The memorial is the nation's first permanent memorial to the nearly 3,000 victims of the terrorist attacks. President Bush called it a “reminder of the resilience of the American spirit.”
“The day will come when most Americans have no living memory of the events of September the 11th. When they visit this memorial, they will learn that the 21st century began with a great struggle between the forces of freedom and the forces of terror,” Bush said. “They will learn that this generation of Americans met its duty: We did not tire, we did not falter, and we did not fail.”
Site of Flight 93
In Shanksville, Pa., Sen. John McCain attended a simple ceremony in a large field near the point where United Airlines Flight 93 slammed into the ground – driven down, investigators believe, when passengers who rushed the cockpit to prevent another attack on a building.
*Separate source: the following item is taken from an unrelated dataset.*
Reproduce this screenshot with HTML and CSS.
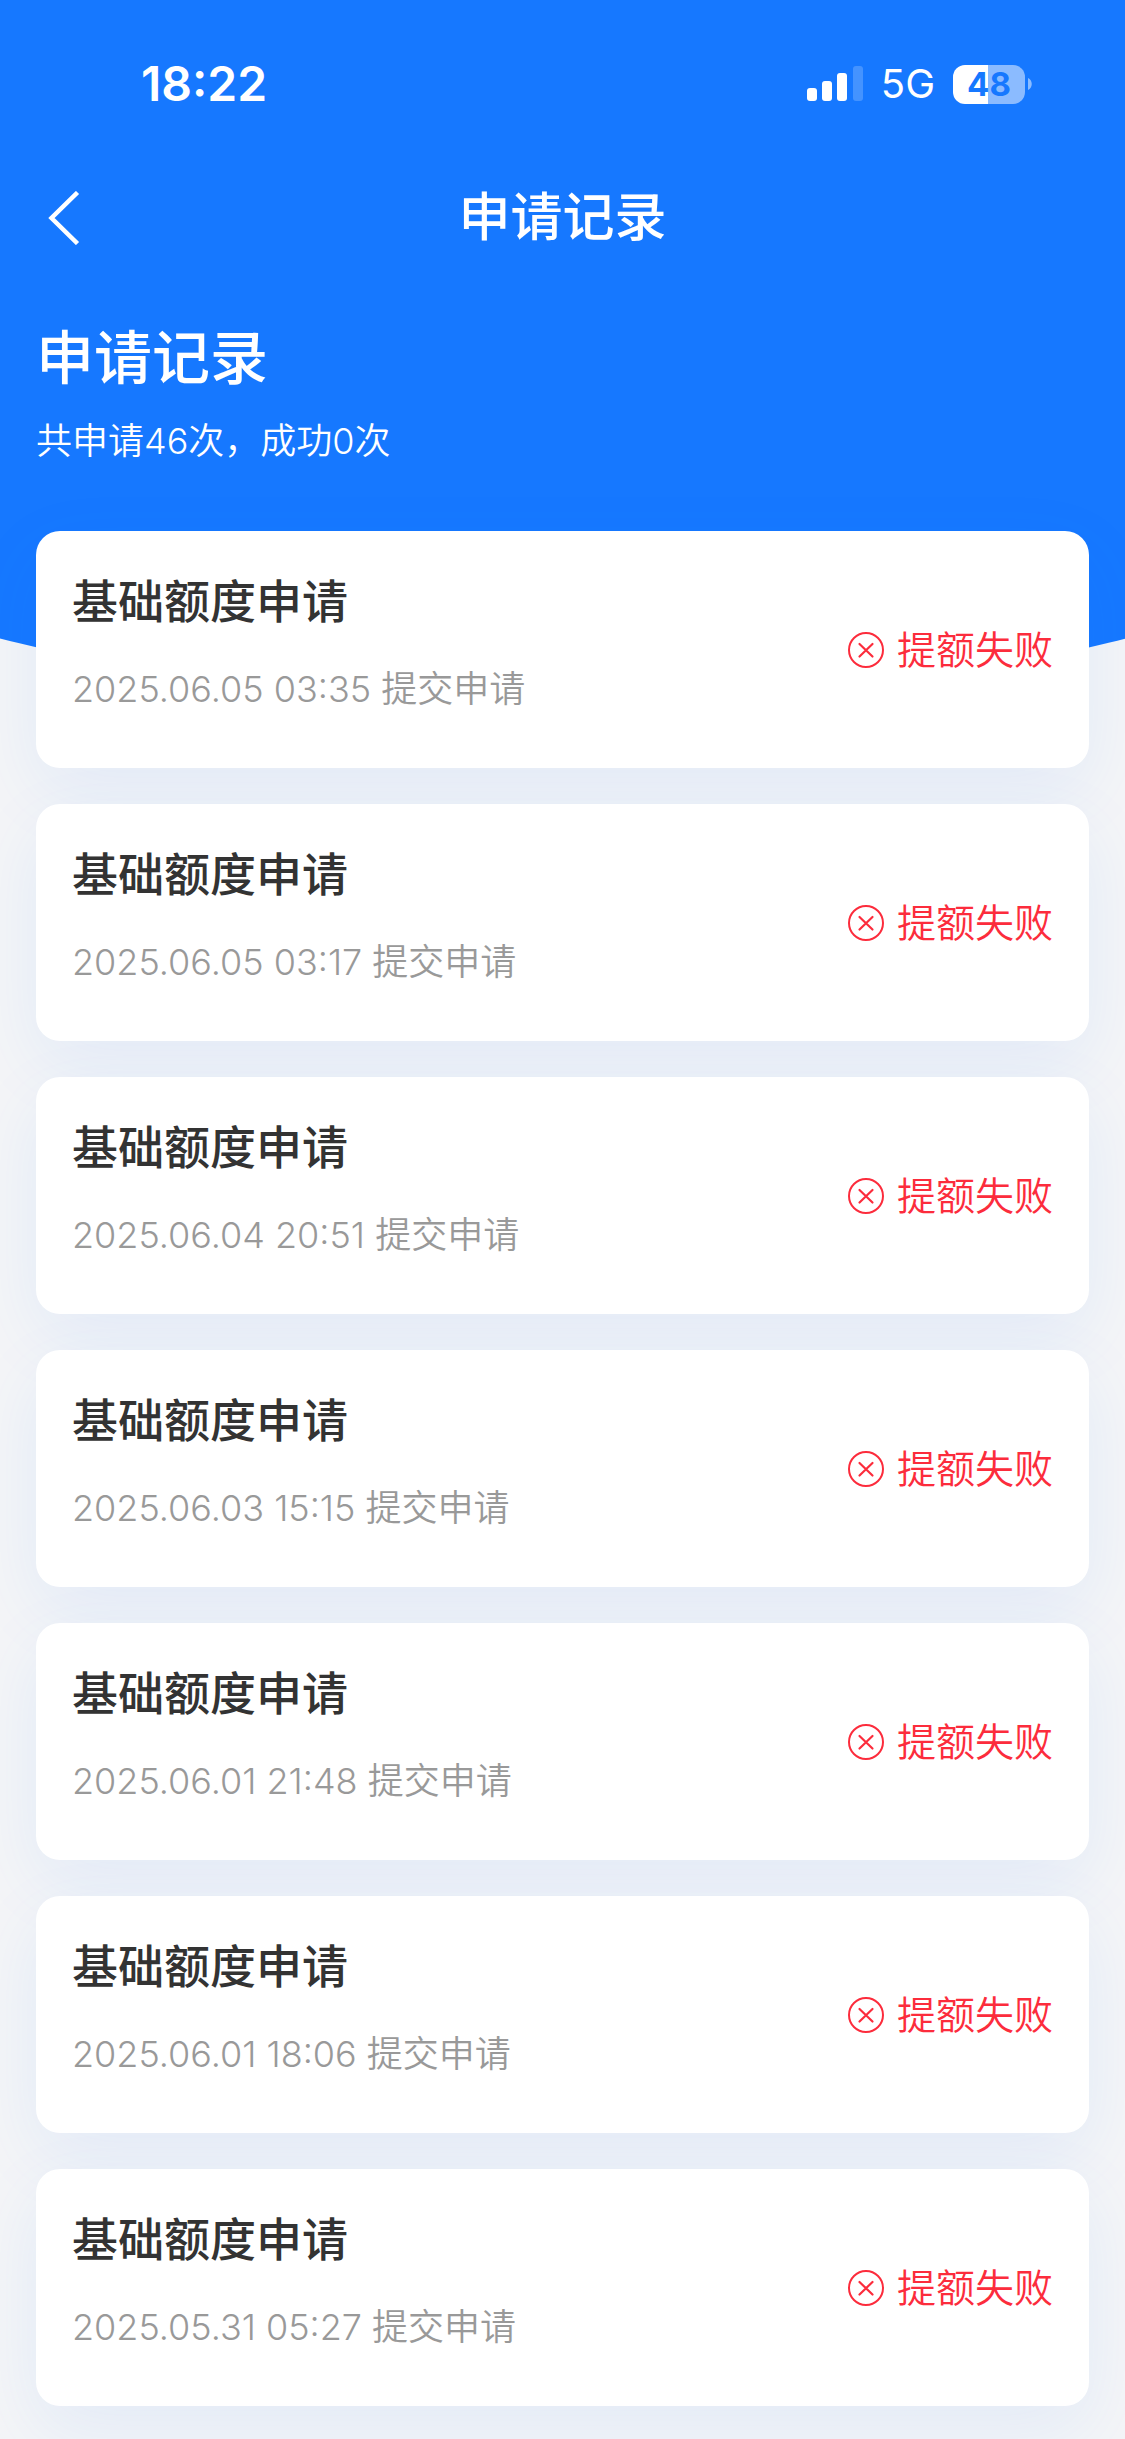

Grieving family members and a few dignitaries sat in front of a chain-link fence adorned with flags and mementos that serves as a temporary memorial while a permanent one is constructed. Bells rang as the name of each victim was read. McCain said those on Flight 93 might have saved his own life. He said the only way to thank those who died on the flight is to “be as good an American as they were.”
“We might fall well short of their standard, but there's honor in the effort,” the Republican Arizona senator said.
Sen. Barack Obama, in a statement, recalled that “Americans across our great country came together to stand with the families of the victims, to donate blood, to give to charity, and to say a prayer for our country. Let us renew that.”
Waiting on permanent memorial
In New York, relatives of victims began arriving at dawn, wearing their loved ones' pictures on T-shirts and holding signs saying, “We miss you,” “We love you” or “You will never be forgotten.”
As in years past, two bright blue beams of light rose from lower Manhattan. But many family members said they wished there were more of a memorial.
“It's still very hard for us to come here. It doesn't get any easier,” said Norma Linguito, a relative of Sept. 11 victim Michael Diehl. “I just wish they'd get the memorial up so we can have something, a marker, to remember everyone.”